● MATERIAL PROVIDED
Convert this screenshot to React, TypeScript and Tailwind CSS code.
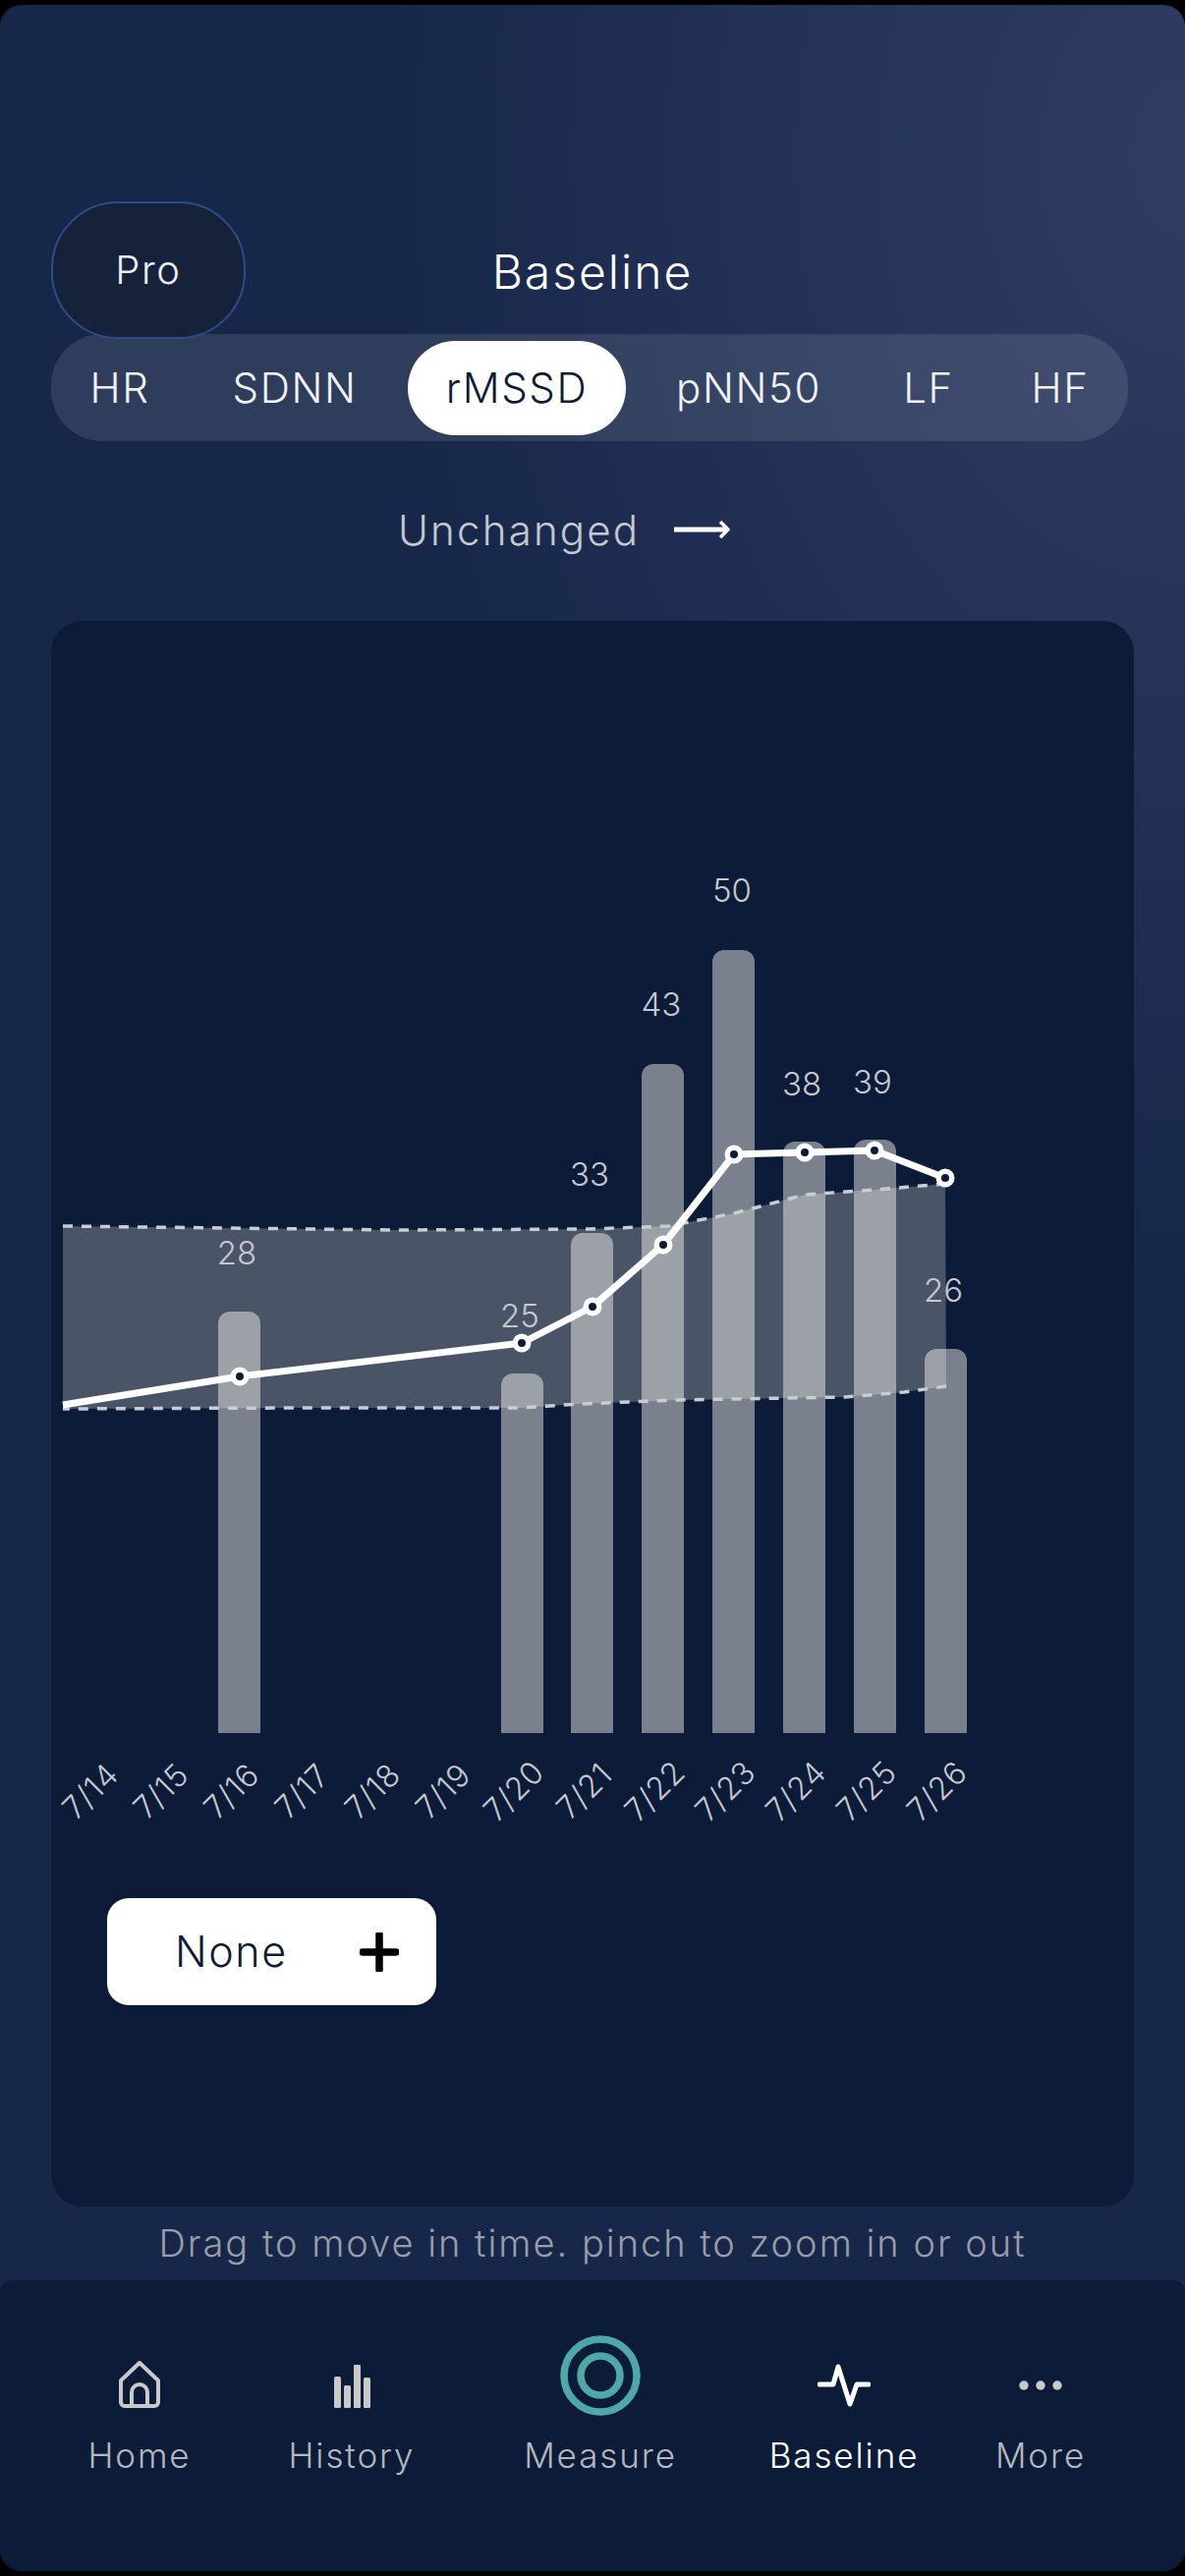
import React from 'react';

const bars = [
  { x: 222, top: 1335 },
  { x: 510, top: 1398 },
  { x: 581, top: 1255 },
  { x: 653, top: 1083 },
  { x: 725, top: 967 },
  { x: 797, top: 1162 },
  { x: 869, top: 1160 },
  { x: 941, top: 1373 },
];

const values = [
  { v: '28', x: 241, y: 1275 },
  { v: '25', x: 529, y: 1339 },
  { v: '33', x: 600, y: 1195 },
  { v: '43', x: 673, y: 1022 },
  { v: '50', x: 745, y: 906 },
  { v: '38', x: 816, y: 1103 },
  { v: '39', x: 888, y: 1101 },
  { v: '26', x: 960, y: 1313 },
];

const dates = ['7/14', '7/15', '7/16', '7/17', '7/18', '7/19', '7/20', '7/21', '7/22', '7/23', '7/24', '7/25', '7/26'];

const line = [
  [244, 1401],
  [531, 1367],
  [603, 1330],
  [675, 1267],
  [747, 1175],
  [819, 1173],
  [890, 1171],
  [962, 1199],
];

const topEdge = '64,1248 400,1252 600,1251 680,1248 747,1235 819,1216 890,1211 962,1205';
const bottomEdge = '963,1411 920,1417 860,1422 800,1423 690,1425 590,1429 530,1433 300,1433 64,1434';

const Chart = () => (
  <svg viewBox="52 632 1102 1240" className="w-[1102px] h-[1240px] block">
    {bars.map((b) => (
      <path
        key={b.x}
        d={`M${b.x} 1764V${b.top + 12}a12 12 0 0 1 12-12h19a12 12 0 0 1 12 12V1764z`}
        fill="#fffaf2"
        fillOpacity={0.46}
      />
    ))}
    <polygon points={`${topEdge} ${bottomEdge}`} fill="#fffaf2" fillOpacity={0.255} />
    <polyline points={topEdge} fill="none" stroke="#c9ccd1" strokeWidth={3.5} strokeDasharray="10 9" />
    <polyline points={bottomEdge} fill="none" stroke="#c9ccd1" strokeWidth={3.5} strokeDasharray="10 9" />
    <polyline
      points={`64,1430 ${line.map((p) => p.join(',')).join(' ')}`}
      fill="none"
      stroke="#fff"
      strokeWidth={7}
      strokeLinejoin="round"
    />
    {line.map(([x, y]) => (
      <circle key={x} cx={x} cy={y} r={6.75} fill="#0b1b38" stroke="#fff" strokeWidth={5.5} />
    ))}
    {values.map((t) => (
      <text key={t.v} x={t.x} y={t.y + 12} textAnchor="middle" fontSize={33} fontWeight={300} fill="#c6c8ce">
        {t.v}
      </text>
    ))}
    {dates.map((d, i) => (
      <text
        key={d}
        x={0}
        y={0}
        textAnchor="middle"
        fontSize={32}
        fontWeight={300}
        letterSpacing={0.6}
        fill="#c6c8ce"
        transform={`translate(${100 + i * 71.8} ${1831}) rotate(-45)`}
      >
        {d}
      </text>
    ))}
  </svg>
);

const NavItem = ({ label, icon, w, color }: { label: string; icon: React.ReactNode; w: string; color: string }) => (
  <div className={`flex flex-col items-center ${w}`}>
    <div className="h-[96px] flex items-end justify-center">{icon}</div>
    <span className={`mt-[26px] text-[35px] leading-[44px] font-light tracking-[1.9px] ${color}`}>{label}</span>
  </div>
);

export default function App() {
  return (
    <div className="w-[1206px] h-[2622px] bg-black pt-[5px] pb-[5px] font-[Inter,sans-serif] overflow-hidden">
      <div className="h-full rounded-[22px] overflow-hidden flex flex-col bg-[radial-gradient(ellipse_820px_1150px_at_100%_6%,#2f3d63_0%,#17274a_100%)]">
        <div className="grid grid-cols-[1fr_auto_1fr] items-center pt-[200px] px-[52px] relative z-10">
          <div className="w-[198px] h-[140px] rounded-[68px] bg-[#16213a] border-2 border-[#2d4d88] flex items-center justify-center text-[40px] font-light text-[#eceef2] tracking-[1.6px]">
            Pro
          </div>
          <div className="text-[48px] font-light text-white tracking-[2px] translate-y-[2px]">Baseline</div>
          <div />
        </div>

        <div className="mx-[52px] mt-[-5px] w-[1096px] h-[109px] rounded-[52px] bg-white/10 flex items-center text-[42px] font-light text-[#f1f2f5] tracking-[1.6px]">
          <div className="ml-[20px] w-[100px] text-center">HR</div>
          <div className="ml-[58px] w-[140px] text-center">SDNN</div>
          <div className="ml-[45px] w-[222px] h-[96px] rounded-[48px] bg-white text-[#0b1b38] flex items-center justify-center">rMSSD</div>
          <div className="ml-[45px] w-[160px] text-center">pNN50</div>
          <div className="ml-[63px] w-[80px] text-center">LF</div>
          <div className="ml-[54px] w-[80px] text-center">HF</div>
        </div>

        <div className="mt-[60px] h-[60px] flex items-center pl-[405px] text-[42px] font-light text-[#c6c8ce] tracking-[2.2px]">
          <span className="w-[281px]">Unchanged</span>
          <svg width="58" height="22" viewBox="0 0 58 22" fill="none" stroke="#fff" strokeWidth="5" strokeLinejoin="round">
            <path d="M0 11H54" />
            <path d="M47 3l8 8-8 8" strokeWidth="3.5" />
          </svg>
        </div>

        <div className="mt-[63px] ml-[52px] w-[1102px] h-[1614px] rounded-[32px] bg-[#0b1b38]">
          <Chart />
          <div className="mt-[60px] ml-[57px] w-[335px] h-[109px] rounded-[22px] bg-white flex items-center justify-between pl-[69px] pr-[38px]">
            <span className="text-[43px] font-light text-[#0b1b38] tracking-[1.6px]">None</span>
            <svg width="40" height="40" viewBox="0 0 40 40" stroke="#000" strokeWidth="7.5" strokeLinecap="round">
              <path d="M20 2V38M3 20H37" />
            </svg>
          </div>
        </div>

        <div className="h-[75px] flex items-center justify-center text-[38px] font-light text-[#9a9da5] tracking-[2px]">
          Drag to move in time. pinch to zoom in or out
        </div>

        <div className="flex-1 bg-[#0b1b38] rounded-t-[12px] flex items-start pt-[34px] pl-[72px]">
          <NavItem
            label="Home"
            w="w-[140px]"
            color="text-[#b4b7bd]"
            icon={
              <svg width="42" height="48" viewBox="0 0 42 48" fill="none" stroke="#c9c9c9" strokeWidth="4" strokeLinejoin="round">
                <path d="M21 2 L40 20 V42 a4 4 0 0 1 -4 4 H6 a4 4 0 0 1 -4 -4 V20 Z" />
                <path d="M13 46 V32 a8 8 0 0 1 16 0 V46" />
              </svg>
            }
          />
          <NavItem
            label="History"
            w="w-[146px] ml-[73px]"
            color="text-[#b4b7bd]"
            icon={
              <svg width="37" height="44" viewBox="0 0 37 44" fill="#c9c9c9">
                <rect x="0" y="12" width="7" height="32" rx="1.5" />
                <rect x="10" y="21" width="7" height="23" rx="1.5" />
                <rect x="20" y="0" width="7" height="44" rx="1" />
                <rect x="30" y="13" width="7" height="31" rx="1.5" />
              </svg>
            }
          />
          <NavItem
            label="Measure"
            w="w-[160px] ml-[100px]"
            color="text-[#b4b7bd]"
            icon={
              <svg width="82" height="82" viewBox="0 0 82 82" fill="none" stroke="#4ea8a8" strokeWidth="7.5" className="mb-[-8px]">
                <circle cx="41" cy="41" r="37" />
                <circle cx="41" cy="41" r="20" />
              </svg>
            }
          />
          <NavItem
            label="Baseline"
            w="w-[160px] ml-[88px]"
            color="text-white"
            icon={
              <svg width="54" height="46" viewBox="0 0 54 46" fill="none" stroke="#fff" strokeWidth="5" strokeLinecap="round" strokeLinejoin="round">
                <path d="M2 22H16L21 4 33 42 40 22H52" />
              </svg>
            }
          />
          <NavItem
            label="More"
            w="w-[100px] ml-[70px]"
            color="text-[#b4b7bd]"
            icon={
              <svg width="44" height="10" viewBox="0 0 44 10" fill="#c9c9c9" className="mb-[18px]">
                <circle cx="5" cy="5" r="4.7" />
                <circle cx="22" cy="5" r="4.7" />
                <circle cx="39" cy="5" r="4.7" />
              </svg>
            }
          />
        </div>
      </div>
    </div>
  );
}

● AIM
Leave out the pictures and repeat exactly the lines from the start of the material through the line that contains "const bottomEdge = '963,1411", both included.

● OUTPUT FOR THIS TASK
Convert this screenshot to React, TypeScript and Tailwind CSS code.
import React from 'react';

const bars = [
  { x: 222, top: 1335 },
  { x: 510, top: 1398 },
  { x: 581, top: 1255 },
  { x: 653, top: 1083 },
  { x: 725, top: 967 },
  { x: 797, top: 1162 },
  { x: 869, top: 1160 },
  { x: 941, top: 1373 },
];

const values = [
  { v: '28', x: 241, y: 1275 },
  { v: '25', x: 529, y: 1339 },
  { v: '33', x: 600, y: 1195 },
  { v: '43', x: 673, y: 1022 },
  { v: '50', x: 745, y: 906 },
  { v: '38', x: 816, y: 1103 },
  { v: '39', x: 888, y: 1101 },
  { v: '26', x: 960, y: 1313 },
];

const dates = ['7/14', '7/15', '7/16', '7/17', '7/18', '7/19', '7/20', '7/21', '7/22', '7/23', '7/24', '7/25', '7/26'];

const line = [
  [244, 1401],
  [531, 1367],
  [603, 1330],
  [675, 1267],
  [747, 1175],
  [819, 1173],
  [890, 1171],
  [962, 1199],
];

const topEdge = '64,1248 400,1252 600,1251 680,1248 747,1235 819,1216 890,1211 962,1205';
const bottomEdge = '963,1411 920,1417 860,1422 800,1423 690,1425 590,1429 530,1433 300,1433 64,1434';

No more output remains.